**TASK BRIEF:** The line containing "</style></head><body>" marks the end: extract everything from the first line of the data through that line, exactly, with no pictures.

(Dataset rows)
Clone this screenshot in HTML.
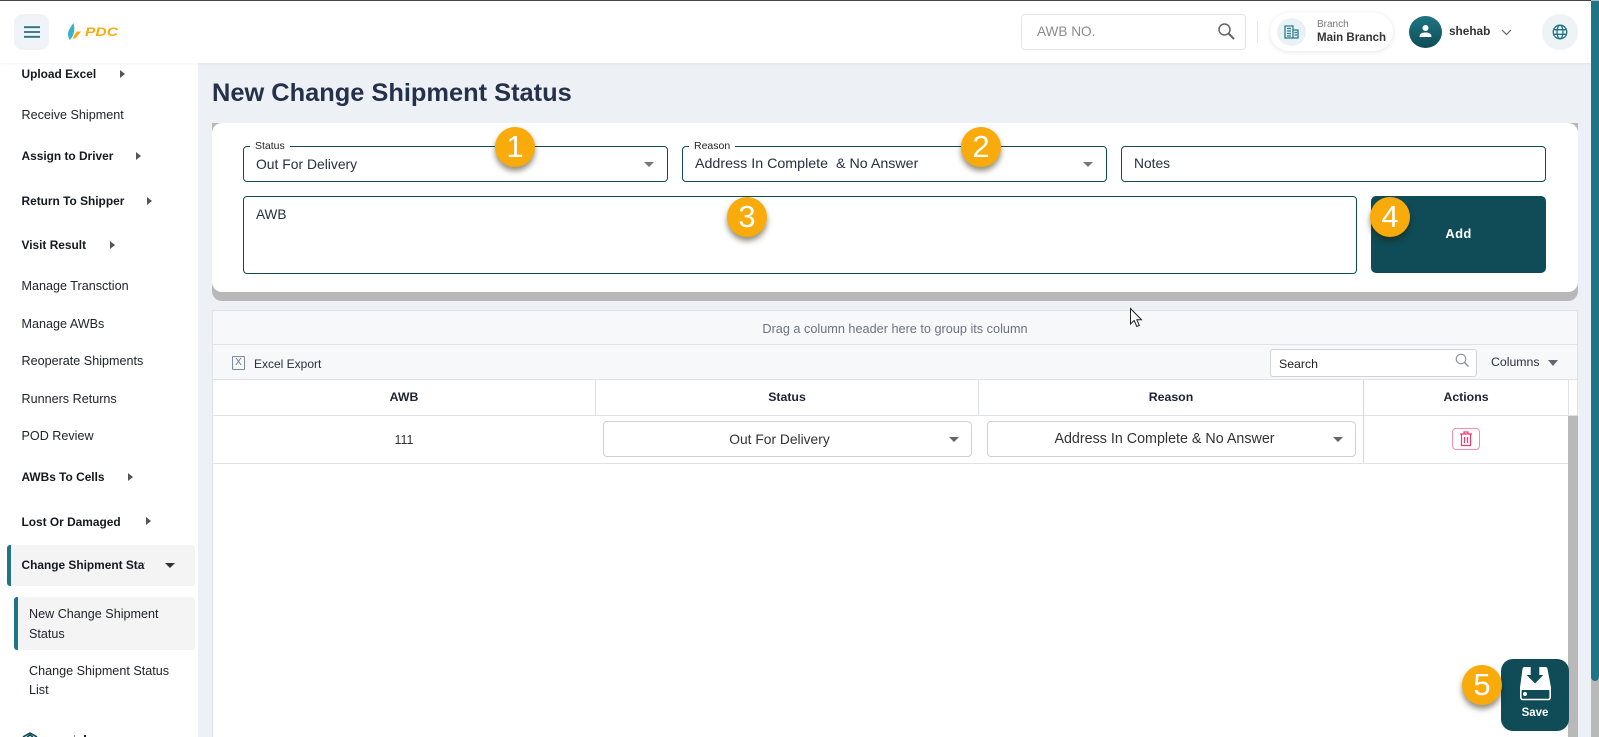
<!DOCTYPE html>
<html><head><meta charset="utf-8"><title>New Change Shipment Status</title>
<style>
*{box-sizing:border-box}
html,body{margin:0;padding:0;width:1599px;height:737px;overflow:hidden;background:#edf0f5;font-family:"Liberation Sans",sans-serif;color:#1c2434}
.a{position:absolute}
.t{position:absolute;white-space:nowrap;line-height:20px;height:20px}
.nav{font-size:12.6px;color:#20242c;left:21.5px}
.b{font-weight:bold;color:#14181f;font-size:11.9px}
.tri{position:absolute;width:0;height:0;border-top:4px solid transparent;border-bottom:4px solid transparent;border-left:5px solid #555}
.down{position:absolute;width:0;height:0;border-left:5px solid transparent;border-right:5px solid transparent;border-top:5px solid #777}
.field{position:absolute;border:1px solid #0f4c56;border-radius:4px;background:#fff}
.leg{position:absolute;background:#fff;font-size:10.5px;line-height:12px;padding:0 5px;color:#222;white-space:nowrap}
.badge{position:absolute;width:40px;height:40px;border-radius:50%;background:#f9ab0b;color:#fff;font-size:31px;line-height:40px;text-align:center;box-shadow:0 4px 6px rgba(40,30,0,.5)}
.line{position:absolute;background:#dfe2e8}
.th{font-weight:bold;font-size:12.3px;text-align:center;color:#1c2434}
.sel{position:absolute;border:1px solid #cdd0d6;border-radius:4px;background:#fff;font-size:13.8px;line-height:35px;text-align:center;color:#333;padding-right:16px}
</style></head><body>

<!-- sidebar -->
<div class="a" style="left:0;top:63px;width:198px;height:674px;background:#fff"></div>
<div class="t nav b" style="top:64px">Upload Excel</div><div class="tri" style="left:120px;top:70px"></div>
<div class="t nav" style="top:105px">Receive Shipment</div>
<div class="t nav b" style="top:146px">Assign to Driver</div><div class="tri" style="left:136px;top:152px"></div>
<div class="t nav b" style="top:191px">Return To Shipper</div><div class="tri" style="left:147px;top:197px"></div>
<div class="t nav b" style="top:235px">Visit Result</div><div class="tri" style="left:110px;top:241px"></div>
<div class="t nav" style="top:276px">Manage Transction</div>
<div class="t nav" style="top:314px">Manage AWBs</div>
<div class="t nav" style="top:351px">Reoperate Shipments</div>
<div class="t nav" style="top:389px">Runners Returns</div>
<div class="t nav" style="top:426px">POD Review</div>
<div class="t nav b" style="top:467px">AWBs To Cells</div><div class="tri" style="left:128px;top:473px"></div>
<div class="t nav b" style="top:512px">Lost Or Damaged</div><div class="tri" style="left:146px;top:517px"></div>

<div class="a" style="left:7px;top:545px;width:188px;height:41px;background:#f4f4f5;border-radius:3px;border-left:4px solid #1f7585"></div>
<div class="t nav b" style="top:555px;width:123.500px;overflow:hidden">Change Shipment Status</div>
<div class="a" style="left:165px;top:563px;width:0;height:0;border-left:5px solid transparent;border-right:5px solid transparent;border-top:5px solid #333"></div>

<div class="a" style="left:14px;top:597px;width:181px;height:53px;background:#f4f4f5;border-radius:3px;border-left:4px solid #1f7585"></div>
<div class="t nav" style="left:29px;top:604px">New Change Shipment</div>
<div class="t nav" style="left:29px;top:624px">Status</div>
<div class="t nav" style="left:29px;top:661px">Change Shipment Status</div>
<div class="t nav" style="left:29px;top:680px">List</div>
<svg class="a" style="left:22px;top:732px" width="16" height="5"><path d="M1 5 L8 1 L15 5 M5 5 L8 3 L11 5" stroke="#0f4c56" stroke-width="1.600" fill="none"/></svg>
<div class="a" style="left:74px;top:735px;width:1px;height:2px;background:#888"></div>
<div class="a" style="left:84px;top:735px;width:2px;height:2px;background:#222"></div>

<!-- header -->
<div class="a" style="left:0;top:0;width:1591px;height:63px;background:#fff;box-shadow:0 1px 2px rgba(0,0,0,.05)"></div>
<div class="a" style="left:0;top:0;width:1599px;height:1px;background:#444"></div>
<div class="a" style="left:14px;top:14px;width:35px;height:36px;background:#f0f4f8;border-radius:9px"></div>
<svg class="a" style="left:23px;top:25px" width="18" height="14"><path d="M1 2.200H17M1 7H17M1 11.800H17" stroke="#2a7080" stroke-width="1.800" fill="none"/></svg>
<svg class="a" style="left:66px;top:22px" width="18" height="20"><path d="M7.500 1 C4 6 2 9 2 12 C2.200 15 3 17 4 18 C7.500 14 9.500 8 7.500 1Z" fill="#35b1cc"/><path d="M10.500 9.500H15L9.500 16.500H6.500Z" fill="#f9ab0b"/></svg>
<div class="t" style="left:84.500px;top:23px;font-size:11.5px;font-weight:bold;font-style:italic;color:#f9ab0b;transform:scaleX(1.36);transform-origin:left center">PDC</div>

<div class="a" style="left:1021px;top:14px;width:225px;height:36px;border:1px solid #e3e5e9;border-radius:4px;background:#fff"></div>
<div class="t" style="left:1037px;top:22px;font-size:13.6px;color:#8c8c8c">AWB NO.</div>
<svg class="a" style="left:1217px;top:22px" width="19" height="19"><circle cx="7.500" cy="7.500" r="5.500" stroke="#666" stroke-width="1.500" fill="none"/><path d="M11.500 11.500L17 17" stroke="#666" stroke-width="2" fill="none"/></svg>
<div class="a" style="left:1257px;top:21px;width:1px;height:22px;background:#e2e4e8"></div>
<div class="a" style="left:1270px;top:13px;width:123px;height:38px;border-radius:19px;background:#fff;box-shadow:0 1px 6px rgba(0,0,0,.1)"></div>
<div class="a" style="left:1277px;top:18px;width:29px;height:28px;border-radius:50%;background:#e9f1f5"></div>
<svg class="a" style="left:1284px;top:25px" width="15" height="14"><path d="M1 1H9V13H1ZM9 5H14V13H9Z" fill="none" stroke="#2a7b8c" stroke-width="1.300"/><path d="M3 3.500H7M3 6H7M3 8.500H7M3 11H7M10.500 7.500H13M10.500 10H13" stroke="#2a7b8c" stroke-width="1.300"/></svg>
<div class="t" style="left:1317px;top:15px;font-size:10px;color:#777">Branch</div>
<div class="t" style="left:1317px;top:28px;font-size:11.500px;font-weight:bold;color:#333">Main Branch</div>
<div class="a" style="left:1409px;top:16px;width:33px;height:32px;border-radius:50%;background:linear-gradient(#1f7585,#0f4c56)"></div>
<svg class="a" style="left:1418px;top:24px" width="15" height="15"><circle cx="7.500" cy="4" r="3" fill="#fff"/><path d="M1.500 13C1.500 9.500 4 8.500 7.500 8.500S13.500 9.500 13.500 13Z" fill="#fff"/></svg>
<div class="t" style="left:1449px;top:21px;font-size:11.800px;font-weight:bold;color:#333">shehab</div>
<svg class="a" style="left:1501px;top:29px" width="11" height="7"><path d="M1 1L5.500 5.500L10 1" stroke="#666" stroke-width="1.200" fill="none"/></svg>
<div class="a" style="left:1542px;top:14px;width:36px;height:36px;border-radius:50%;background:#eef3f6"></div>
<svg class="a" style="left:1552px;top:24px" width="16" height="16" fill="none" stroke="#1f7585" stroke-width="1.300"><circle cx="8" cy="8" r="6.800"/><ellipse cx="8" cy="8" rx="3" ry="6.800"/><path d="M1.500 5.700H14.500M1.500 10.300H14.500"/></svg>

<!-- page scrollbar -->
<div class="a" style="left:1591px;top:0;width:8px;height:737px;background:#b9b9b9"></div>
<div class="a" style="left:1591px;top:1px;width:8px;height:680px;background:#1f7585;border-radius:0 0 4px 4px"></div>

<div class="t" style="left:212px;top:77px;height:32px;line-height:32px;font-size:25.400px;font-weight:bold;color:#25304a">New Change Shipment Status</div>

<!-- form card -->
<div class="a" style="left:212px;top:123px;width:1366px;height:178px;background:#b8b8b8;border-radius:0 0 10px 10px"></div>
<div class="a" style="left:212px;top:123px;width:1366px;height:169px;background:#fff;border-radius:10px"></div>

<div class="field" style="left:243px;top:146px;width:425px;height:36px"></div>
<div class="leg" style="left:250px;top:140px">Status</div>
<div class="t" style="left:256px;top:154px;font-size:13.900px;color:#26303f">Out For Delivery</div>
<div class="down" style="left:644px;top:162px"></div>

<div class="field" style="left:682px;top:146px;width:425px;height:36px"></div>
<div class="leg" style="left:689px;top:140px">Reason</div>
<div class="t" style="left:695px;top:154px;font-size:14.250px;color:#26303f;white-space:pre">Address In Complete  &amp; No Answer</div>
<div class="down" style="left:1083px;top:162px"></div>

<div class="field" style="left:1121px;top:146px;width:425px;height:36px"></div>
<div class="t" style="left:1134px;top:154px;font-size:13.800px;color:#26303f">Notes</div>

<div class="field" style="left:243px;top:196px;width:1114px;height:78px"></div>
<div class="t" style="left:256px;top:205px;font-size:13.600px;color:#26303f">AWB</div>

<div class="a" style="left:1371px;top:196px;width:175px;height:77px;background:#0f4c58;border-radius:5px"></div>
<div class="t" style="left:1371px;top:224px;width:175px;text-align:center;font-size:13px;font-weight:bold;color:#fff;letter-spacing:.3px">Add</div>

<!-- grid -->
<div class="a" style="left:212px;top:310px;width:1366px;height:427px;background:#fff;border:1px solid #dfe2e8;border-bottom:0"></div>
<div class="a" style="left:213px;top:311px;width:1364px;height:68px;background:#f7f8fa"></div>
<div class="line" style="left:213px;top:344px;width:1364px;height:1px"></div>
<div class="line" style="left:213px;top:379px;width:1364px;height:1px"></div>
<div class="line" style="left:213px;top:415px;width:1364px;height:1px"></div>
<div class="line" style="left:213px;top:463px;width:1355px;height:1px"></div>
<div class="line" style="left:595px;top:380px;width:1px;height:35px"></div>
<div class="line" style="left:978px;top:380px;width:1px;height:35px"></div>
<div class="line" style="left:1363px;top:380px;width:1px;height:83px;background:#d5d8dd"></div>
<div class="line" style="left:1568px;top:380px;width:1px;height:35px"></div>
<div class="a" style="left:1568px;top:416px;width:9.500px;height:321px;background:#b9b9b9"></div>

<div class="t" style="left:213px;top:319px;width:1364px;text-align:center;font-size:12.700px;color:#6c7380">Drag a column header here to group its column</div>

<div class="a" style="left:232px;top:356px;width:13px;height:14px;border:1px solid #7a8aa0;border-radius:1px;font-size:10px;line-height:12px;text-align:center;color:#6a7488">X</div>
<div class="t" style="left:254px;top:354px;font-size:12px;color:#26303f">Excel Export</div>

<div class="a" style="left:1270px;top:349px;width:207px;height:28px;background:#fff;border:1px solid #cfd3da;border-radius:3px"></div>
<div class="t" style="left:1279px;top:354px;font-size:12.300px;color:#222">Search</div>
<svg class="a" style="left:1455px;top:353px" width="15" height="15"><circle cx="6" cy="6" r="4.800" stroke="#8a8f96" stroke-width="1.100" fill="none"/><path d="M9.500 9.500L13.500 13.500" stroke="#8a8f96" stroke-width="1.300"/></svg>
<div class="t" style="left:1491px;top:352px;font-size:12.300px;color:#26303f">Columns</div>
<div class="down" style="left:1548px;top:360px;border-left-width:5.500px;border-right-width:5.500px;border-top:6px solid #667"></div>

<div class="t th" style="left:213px;top:387px;width:382px">AWB</div>
<div class="t th" style="left:596px;top:387px;width:382px">Status</div>
<div class="t th" style="left:979px;top:387px;width:384px">Reason</div>
<div class="t th" style="left:1364px;top:387px;width:204px">Actions</div>

<div class="t" style="left:213px;top:430px;width:382px;text-align:center;font-size:12.500px;color:#333">111</div>
<div class="sel" style="left:603px;top:421px;width:369px;height:36px">Out For Delivery</div>
<div class="down" style="left:949px;top:437px;border-top-color:#666"></div>
<div class="sel" style="left:987px;top:421px;width:369px;height:36px;font-size:14.300px;padding-right:14px">Address In Complete &amp; No Answer</div>
<div class="down" style="left:1333px;top:437px;border-top-color:#666"></div>

<div class="a" style="left:1452px;top:428px;width:28px;height:22px;border:1px solid #f490ae;border-radius:4px;background:#fff"></div>
<svg class="a" style="left:1459px;top:431px" width="14" height="16" fill="none" stroke="#f5386f" stroke-width="1.200"><path d="M1 3H13M5 3V1H9V3M2.500 3V14.500H11.500V3M5.500 6V12M8.500 6V12"/></svg>

<!-- cursor -->
<svg class="a" style="left:1129px;top:307px" width="15" height="22"><path d="M1.500 1.500V17L5.200 13.500L7.800 19.500L10.300 18.400L7.800 12.800H12.500Z" fill="#fff" stroke="#222" stroke-width="1"/></svg>

<!-- save -->
<div class="a" style="left:1501px;top:659px;width:68px;height:72px;background:#0f4c58;border-radius:12px"></div>
<svg class="a" style="left:1519px;top:666px" width="33" height="35"><path d="M5.500 1H26.500Q28 1 28.500 3L32 21.500H1L3.500 3Q4 1 5.500 1Z" fill="#fff"/><path d="M11.700 0H20.300V9H24.300L16 17.500L7.700 9H11.700Z" fill="#0f4c58"/><rect x="1.800" y="23" width="29.400" height="10.500" rx="2" fill="#0f4c58" stroke="#fff" stroke-width="1.600"/><path d="M1 21H32V24H1Z" fill="#fff"/><circle cx="6" cy="28" r="2" fill="#fff"/></svg>
<div class="t" style="left:1501px;top:703px;width:68px;text-align:center;font-size:11.500px;font-weight:bold;color:#fff">Save</div>

<div class="badge" style="left:495px;top:127px">1</div>
<div class="badge" style="left:961px;top:127px">2</div>
<div class="badge" style="left:727px;top:197px">3</div>
<div class="badge" style="left:1370px;top:197px">4</div>
<div class="badge" style="left:1462px;top:665px">5</div>
</body></html>
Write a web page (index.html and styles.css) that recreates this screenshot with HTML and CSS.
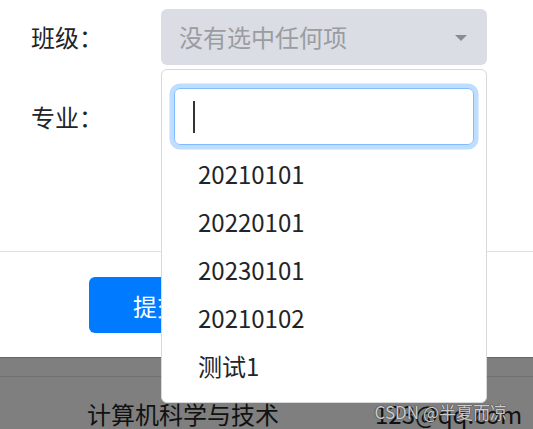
FILE: index.html
```html
<!DOCTYPE html>
<html lang="zh">
<head>
<meta charset="utf-8">
<link rel="stylesheet" href="styles.css">
</head>
<body>
<div class="modal">
  <div class="modal-body">
    <div class="form-row">
      <label class="label">班级：</label>
      <div class="select-wrap">
        <div class="select">
          <span class="placeholder">没有选中任何项</span>
          <span class="caret"></span>
        </div>
        <div class="menu">
          <div class="searchbox">
            <div class="search-input"><span class="cursor"></span></div>
          </div>
          <ul class="options">
            <li>20210101</li>
            <li>20220101</li>
            <li>20230101</li>
            <li>20210102</li>
            <li>测试1</li>
          </ul>
        </div>
      </div>
    </div>
    <div class="form-row">
      <label class="label">专业：</label>
      <div class="select-wrap">
        <div class="select"></div>
      </div>
    </div>
  </div>
  <div class="modal-footer">
    <button class="btn-submit">提交</button>
  </div>
</div>
<div class="backdrop">
  <div class="table-row"></div>
  <div class="table-row cells">
    <span class="cell-major">计算机科学与技术</span>
    <span class="cell-mail">123@qq.com</span>
  </div>
  <div class="watermark">CSDN @半夏而凉</div>
</div>
</body>
</html>
```
FILE: styles.css
```css
* { box-sizing: border-box; }
html, body {
  margin: 0;
  padding: 0;
  height: 429px;
  overflow: hidden;
}
body {
  font-family: "Noto Sans CJK SC", "Noto Sans", sans-serif;
  font-size: 24px;
  line-height: 1.5;
  color: #212529;
  background: #fff;
}
.modal {
  background: #fff;
  height: 357px;
  display: flex;
  flex-direction: column;
}
.modal-body {
  height: 252px;
  padding: 9px 0 0 31px;
  border-bottom: 1px solid #dee2e6;
}
.form-row {
  display: flex;
  align-items: center;
  margin-bottom: 24px;
}
.label {
  width: 130px;
  line-height: 36px;
}
.select-wrap {
  position: relative;
  width: 326px;
}
.select {
  height: 56px;
  background: #dadde3;
  border-radius: 6px;
  display: flex;
  align-items: center;
  justify-content: space-between;
  padding: 0 20px 0 18px;
}
.placeholder {
  color: #9a9ca0;
}
.caret {
  width: 0;
  height: 0;
  border-left: 6.5px solid transparent;
  border-right: 6.5px solid transparent;
  border-top: 6.5px solid #8a8c90;
  margin-top: 2px;
}
.menu {
  position: absolute;
  z-index: 10;
  top: 60px;
  left: 0;
  width: 326px;
  background: #fff;
  border: 1px solid #d9d9d9;
  border-radius: 6px;
  padding: 12px 0;
}
.searchbox {
  padding: 6px 12px 5px 12px;
}
.search-input {
  height: 57px;
  border: 1px solid #80bdff;
  border-radius: 6px;
  box-shadow: 0 0 0 4.5px rgba(0, 123, 255, 0.25);
  display: flex;
  align-items: center;
  padding-left: 18px;
}
.cursor {
  width: 2px;
  height: 32px;
  background: #333;
}
.options {
  list-style: none;
  margin: 0;
  padding: 0;
}
.options li {
  padding: 6px 36px;
  line-height: 36px;
  color: #212529;
}
.modal-footer {
  flex: 1;
  padding: 25px 0 0 89px;
}
.btn-submit {
  width: 136px;
  height: 56px;
  background: #007bff;
  border: none;
  border-radius: 6px;
  color: #fff;
  font-family: inherit;
  font-size: 24px;
  padding: 0;
}
.backdrop {
  position: relative;
  height: 72px;
  background: #7f7f7f;
  border-top: 1px solid #666;
}
.table-row {
  height: 19px;
  border-bottom: 1px solid #6f6f6f;
}
.cells {
  height: auto;
  border: none;
  display: flex;
  padding-top: 19px;
  color: #111;
  line-height: 36px;
}
.cell-major {
  margin-left: 87px;
  width: 288px;
}
.cell-mail {
  white-space: nowrap;
}
.watermark {
  position: absolute;
  right: 26px;
  top: 42px;
  font-size: 17px;
  line-height: 24px;
  color: rgba(255, 255, 255, 0.75);
  text-shadow: 0 0 1px #333, 0 0 1px #333;
  z-index: 20;
}
```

**TASK OUTPUT:**
Clone this screenshot in HTML.
<!DOCTYPE html>
<html><head><meta charset="utf-8"><title>New Change Shipment Status</title>
<style>
*{box-sizing:border-box}
html,body{margin:0;padding:0;width:1599px;height:737px;overflow:hidden;background:#edf0f5;font-family:"Liberation Sans",sans-serif;color:#1c2434}
.a{position:absolute}
.t{position:absolute;white-space:nowrap;line-height:20px;height:20px}
.nav{font-size:12.6px;color:#20242c;left:21.5px}
.b{font-weight:bold;color:#14181f;font-size:11.9px}
.tri{position:absolute;width:0;height:0;border-top:4px solid transparent;border-bottom:4px solid transparent;border-left:5px solid #555}
.down{position:absolute;width:0;height:0;border-left:5px solid transparent;border-right:5px solid transparent;border-top:5px solid #777}
.field{position:absolute;border:1px solid #0f4c56;border-radius:4px;background:#fff}
.leg{position:absolute;background:#fff;font-size:10.5px;line-height:12px;padding:0 5px;color:#222;white-space:nowrap}
.badge{position:absolute;width:40px;height:40px;border-radius:50%;background:#f9ab0b;color:#fff;font-size:31px;line-height:40px;text-align:center;box-shadow:0 4px 6px rgba(40,30,0,.5)}
.line{position:absolute;background:#dfe2e8}
.th{font-weight:bold;font-size:12.3px;text-align:center;color:#1c2434}
.sel{position:absolute;border:1px solid #cdd0d6;border-radius:4px;background:#fff;font-size:13.8px;line-height:35px;text-align:center;color:#333;padding-right:16px}
</style></head><body>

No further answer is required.